The recruitment and MSC sectors have already responded to the announced changes and are operating the new rules. I have been encouraged by the willingness of many in the industry and their representatives to work to make the measures effective. Introducing a delay would mean that companies that are already operating the new rules would be thrown into confusion and uncertainty. It would send a signal to those seeking to exploit the use of MSCs that we may not be serious about tackling the abuses. I have to say to the hon. Member for Falmouth and Camborne and the hon. Member for Twickenham that delaying the implementation of the provisions until November, as amendment No. 14 envisages, would constitute a loss of anticipated revenue to the public purse of about £50 million.
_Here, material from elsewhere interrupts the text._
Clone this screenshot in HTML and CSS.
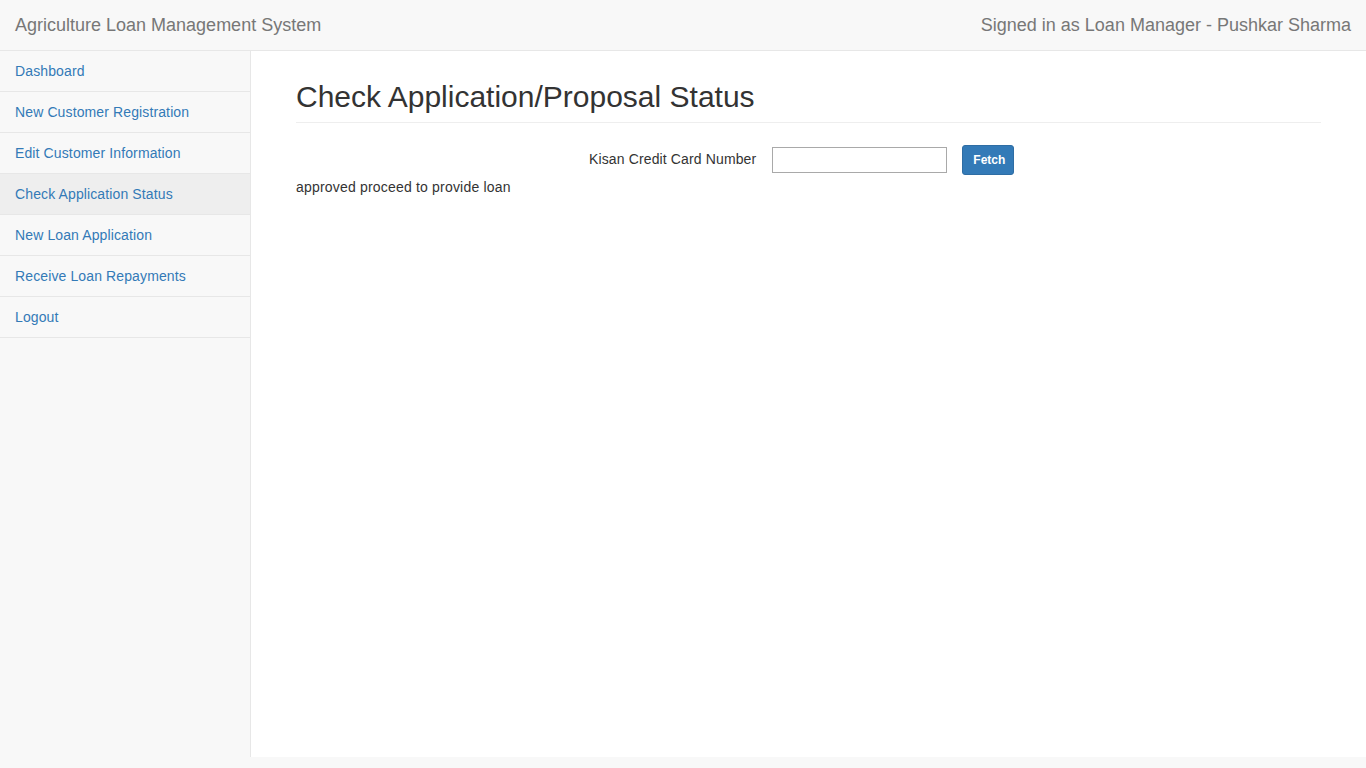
FILE: index.html
```html
<!DOCTYPE html>
<html>
<head>
<meta charset="utf-8">
<title>Agriculture Loan Management System</title>
<link rel="stylesheet" href="styles.css">
</head>
<body>
<div class="wrapper">
  <nav class="navbar">
    <a class="brand" href="#">Agriculture Loan Management System</a>
    <span class="signed">Signed in as Loan Manager - Pushkar Sharma</span>
  </nav>
  <div class="main">
    <aside class="sidebar">
      <ul class="side-nav">
        <li><a href="#">Dashboard</a></li>
        <li><a href="#">New Customer Registration</a></li>
        <li><a href="#">Edit Customer Information</a></li>
        <li class="active"><a href="#">Check Application Status</a></li>
        <li><a href="#">New Loan Application</a></li>
        <li><a href="#">Receive Loan Repayments</a></li>
        <li><a href="#">Logout</a></li>
      </ul>
    </aside>
    <section class="page">
      <h1 class="page-header">Check Application/Proposal Status</h1>
      <form class="fetch-form">
        <label class="ccn-label" for="ccn">Kisan Credit Card Number</label>
        <input class="ccn-input" id="ccn" type="text">
        <button class="btn" type="button">Fetch</button>
      </form>
      <p class="status">approved proceed to provide loan</p>
    </section>
  </div>
</div>
</body>
</html>
```
FILE: styles.css
```css
* { box-sizing: border-box; }
html, body { margin: 0; padding: 0; }
body {
  font-family: "Liberation Sans", Arial, Helvetica, sans-serif;
  font-size: 14px;
  line-height: 1.42857;
  color: #333;
  background: #f8f8f8;
}
.wrapper { width: 100%; }
.navbar {
  height: 51px;
  background: #f8f8f8;
  border-bottom: 1px solid #e7e7e7;
  display: flex;
  justify-content: space-between;
  align-items: center;
  padding: 0 15px;
}
.brand {
  color: #777;
  font-size: 18px;
  text-decoration: none;
  line-height: 20px;
}
.signed {
  color: #777;
  font-size: 18px;
  line-height: 20px;
}
.main {
  display: flex;
  min-height: 706px;
}
.sidebar {
  width: 251px;
  flex: none;
  background: #f8f8f8;
  border-right: 1px solid #e7e7e7;
}
.side-nav {
  list-style: none;
  margin: 0;
  padding: 0;
}
.side-nav li {
  border-bottom: 1px solid #e7e7e7;
}
.side-nav a {
  display: block;
  padding: 10px 15px;
  line-height: 20px;
  color: #337ab7;
  text-decoration: none;
  letter-spacing: 0.12px;
}
.side-nav li.active a { background: #eee; }
.page {
  flex: 1;
  background: #fff;
  padding: 0 45px;
}
.page-header {
  margin: 29px 0 0;
  padding-bottom: 9px;
  border-bottom: 1px solid #eee;
  font-size: 30px;
  font-weight: 500;
  line-height: 1.1;
  color: #333;
}
.fetch-form {
  display: flex;
  align-items: center;
  margin-top: 22px;
  padding-left: 293px;
}
.ccn-label {
  font-size: 14px;
  color: #333;
  margin-right: 16px;
  letter-spacing: 0.13px;
}
.ccn-input {
  width: 175px;
  height: 26px;
  border: 1px solid #a9a9a9;
  border-radius: 0;
  padding: 1px 2px;
  font: 14px "Liberation Sans", Arial, sans-serif;
  margin-right: 15px;
}
.btn {
  background: #337ab7;
  border: 1px solid #2e6da4;
  color: #fff;
  font: bold 12px "Liberation Sans", Arial, sans-serif;
  line-height: 18px;
  padding: 5px 10px;
  border-radius: 3px;
  height: 30px;
  width: 52px;
}
.status {
  margin: 3px 0 0;
  letter-spacing: 0.19px;
}
```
In conclusion, we set out clearly in the consultation the serious and growing problem of mass marketed MSCs. We consulted widely. We discussed our proposals in depth. We altered the approach, as set out in the Finance Bill. The clause will help us to tackle bogus companies and it will restore more even conditions. Currently, those observing the existing rules lose out. It will protect the public purse from the sort of artificial tax arrangement that means that people who should be employed, and are in effect employed, are not paying the levels of tax that they should be paying as employed people. I commend the clause to the Committee.